Exercise goal
Every line below should be copied exactly; drop the pictures.

********************

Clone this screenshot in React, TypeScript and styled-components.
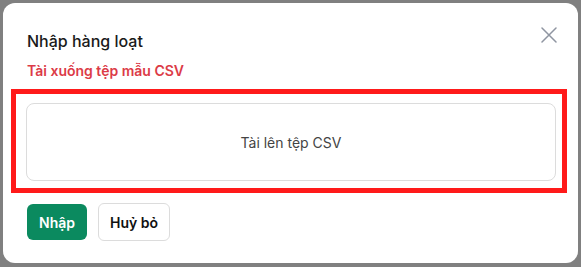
import { createGlobalStyle } from "styled-components";
import styled from "styled-components";

const GlobalStyle = createGlobalStyle`
  * {
    box-sizing: border-box;
  }

  body {
    margin: 0;
    background: #808080;
    font-family: Inter, "Noto Sans", "Liberation Sans", sans-serif;
  }
`;

export default function App() {
  return (
    <>
      <GlobalStyle />
      <Overlay>
        <Modal>
          <CloseButton aria-label="Đóng">
            <svg width="16" height="16" viewBox="0 0 16 16">
              <path
                d="M1 1 L15 15 M15 1 L1 15"
                stroke="currentColor"
                strokeWidth="1.5"
                strokeLinecap="round"
              />
            </svg>
          </CloseButton>
          <Title>Nhập hàng loạt</Title>
          <DownloadLink href="#">Tài xuống tệp mẫu CSV</DownloadLink>
          <Highlight>
            <Dropzone>Tài lên tệp CSV</Dropzone>
          </Highlight>
          <Actions>
            <Button $primary>Nhập</Button>
            <Button>Huỷ bỏ</Button>
          </Actions>
        </Modal>
      </Overlay>
    </>
  );
}

const Overlay = styled.div`
  width: 581px;
  height: 267px;
  padding: 3px 3px 4px 3px;
`;

const Modal = styled.div`
  position: relative;
  width: 575px;
  height: 260px;
  background: #fff;
  border-radius: 12px;
  padding: 26px 22px 0 23px;

  display: flex;
  flex-direction: column;
`;

const CloseButton = styled.button`
  position: absolute;
  top: 24px;
  right: 21px;
  width: 16px;
  height: 16px;
  padding: 0;
  border: none;
  background: none;
  color: #8f95a1;
  display: flex;
  align-items: center;
  justify-content: center;
  cursor: pointer;
`;

const Title = styled.h2`
  margin: 0 0 0 1px;
  font-size: 16px;
  line-height: 24px;
  font-weight: 500;
  color: #1a1a1a;
`;

const DownloadLink = styled.a`
  margin: 8px 0 0 1px;
  font-size: 14px;
  line-height: 20px;
  font-weight: 600;
  color: #dc3b47;
  text-decoration: none;
  align-self: flex-start;
`;

const Highlight = styled.div`
  margin: 8px -11px 0 -15px;
  border: 5px solid #ff1a1a;
  padding: 9px 6px 7px 10px;
`;

const Dropzone = styled.div`
  height: 78px;
  border: 1px solid #dcdcdc;
  border-radius: 8px;
  display: flex;
  align-items: center;
  justify-content: center;
  font-size: 14px;
  color: #444;
`;

const Actions = styled.div`
  margin: 10px 0 0 1px;
  display: flex;
  align-items: center;
  gap: 11px;
`;

const Button = styled.button<{ $primary?: boolean }>`
  height: ${(p) => (p.$primary ? "36px" : "38px")};
  padding: 0 ${(p) => (p.$primary ? "12px" : "11px")};
  border-radius: 6px;
  border: ${(p) => (p.$primary ? "none" : "1px solid #dcdcdc")};
  background: ${(p) => (p.$primary ? "#0b8a5f" : "#fff")};
  color: ${(p) => (p.$primary ? "#fff" : "#111")};
  font-family: inherit;
  font-size: 14px;
  font-weight: 600;
  cursor: pointer;
`;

********************

Solved exercise
Clone this screenshot in React, TypeScript and styled-components.
import { createGlobalStyle } from "styled-components";
import styled from "styled-components";

const GlobalStyle = createGlobalStyle`
  * {
    box-sizing: border-box;
  }

  body {
    margin: 0;
    background: #808080;
    font-family: Inter, "Noto Sans", "Liberation Sans", sans-serif;
  }
`;

export default function App() {
  return (
    <>
      <GlobalStyle />
      <Overlay>
        <Modal>
          <CloseButton aria-label="Đóng">
            <svg width="16" height="16" viewBox="0 0 16 16">
              <path
                d="M1 1 L15 15 M15 1 L1 15"
                stroke="currentColor"
                strokeWidth="1.5"
                strokeLinecap="round"
              />
            </svg>
          </CloseButton>
          <Title>Nhập hàng loạt</Title>
          <DownloadLink href="#">Tài xuống tệp mẫu CSV</DownloadLink>
          <Highlight>
            <Dropzone>Tài lên tệp CSV</Dropzone>
          </Highlight>
          <Actions>
            <Button $primary>Nhập</Button>
            <Button>Huỷ bỏ</Button>
          </Actions>
        </Modal>
      </Overlay>
    </>
  );
}

const Overlay = styled.div`
  width: 581px;
  height: 267px;
  padding: 3px 3px 4px 3px;
`;

const Modal = styled.div`
  position: relative;
  width: 575px;
  height: 260px;
  background: #fff;
  border-radius: 12px;
  padding: 26px 22px 0 23px;

  display: flex;
  flex-direction: column;
`;

const CloseButton = styled.button`
  position: absolute;
  top: 24px;
  right: 21px;
  width: 16px;
  height: 16px;
  padding: 0;
  border: none;
  background: none;
  color: #8f95a1;
  display: flex;
  align-items: center;
  justify-content: center;
  cursor: pointer;
`;

const Title = styled.h2`
  margin: 0 0 0 1px;
  font-size: 16px;
  line-height: 24px;
  font-weight: 500;
  color: #1a1a1a;
`;

const DownloadLink = styled.a`
  margin: 8px 0 0 1px;
  font-size: 14px;
  line-height: 20px;
  font-weight: 600;
  color: #dc3b47;
  text-decoration: none;
  align-self: flex-start;
`;

const Highlight = styled.div`
  margin: 8px -11px 0 -15px;
  border: 5px solid #ff1a1a;
  padding: 9px 6px 7px 10px;
`;

const Dropzone = styled.div`
  height: 78px;
  border: 1px solid #dcdcdc;
  border-radius: 8px;
  display: flex;
  align-items: center;
  justify-content: center;
  font-size: 14px;
  color: #444;
`;

const Actions = styled.div`
  margin: 10px 0 0 1px;
  display: flex;
  align-items: center;
  gap: 11px;
`;

const Button = styled.button<{ $primary?: boolean }>`
  height: ${(p) => (p.$primary ? "36px" : "38px")};
  padding: 0 ${(p) => (p.$primary ? "12px" : "11px")};
  border-radius: 6px;
  border: ${(p) => (p.$primary ? "none" : "1px solid #dcdcdc")};
  background: ${(p) => (p.$primary ? "#0b8a5f" : "#fff")};
  color: ${(p) => (p.$primary ? "#fff" : "#111")};
  font-family: inherit;
  font-size: 14px;
  font-weight: 600;
  cursor: pointer;
`;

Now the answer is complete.